For a game that has gotten so much hype for so long, Super Smash Bros. Brawl has a lot to live up to. A lot. Not to mention pushed back release dates and rushed shipments. This is the game many Wii owners have been waiting for. But does it live up to those expectations? Yes, yes it does. This afternoon I played through a couple hours of the retail copy. In short: People who enjoyed previous Smash Bros. games certainly won’t be disappointed.
Covering Super Smash Bros. Brawl has been madding. Bits of information flowing out, some of it important, most of it white noise. When you’re in the thick of it, the PR machine is a little off putting — unless you’ve already made up your mind that SSBB is going to be ZOMG great. It’s easy to write the title off as a Nintendo corporate circle jerk (it is). And the incessant dribbling from Sakurai and co. has kept surprises to a minimum, but perhaps that was the point? Not everyone likes to open their presents on Christmas Eve, though.
It’s no secret that SSBB is really a GameCube 1.5 game. Yes, you probably could’ve even played this on your Nintendo 64, but that’s not the point. But that’s the thing, it’s a throw back, a gentle reminder of games gone by. Just as Super Mario Galaxy turned traditional platform gaming on its ear, SSBB sticks by those conventions and sticks by them closely. It just does that bigger and grander than ever before. The best thing about the game is that it doesn’t shoehorn in Wii-mote controls. It’s the least Wii game Nintendo has published so far — even less so than Twilight Princess. The game is what Nintendo used to make before it started churning out other stuff.
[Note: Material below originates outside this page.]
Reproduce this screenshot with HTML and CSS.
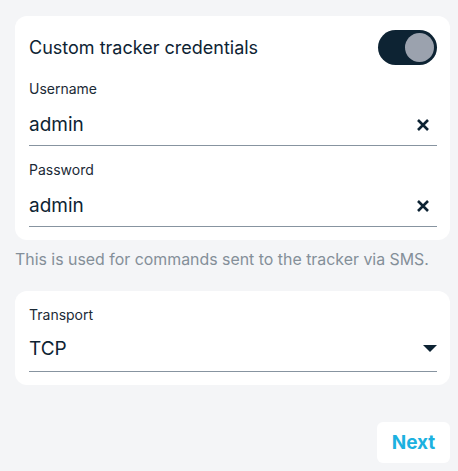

The Nintendo 2.0 features are nice. The game is simple and fun — but previous Smash Bros. games were simple and fun! The quote-un-quote next gen features in SSBB come up short and/or half-baked. Imagine if the game had a proper online set-up? Now that would be something to be excited about. While the online features may seem lacking compared to what is offered elsewhere, the single player more than makes up for it. You could conceivably own the game, never fire up an online match and be happy as a clam. Think of Super Smash Bros. Brawl as a what if: What if Nintendo never made Brain Age, What if it never made Wii Sports. Think that and savor.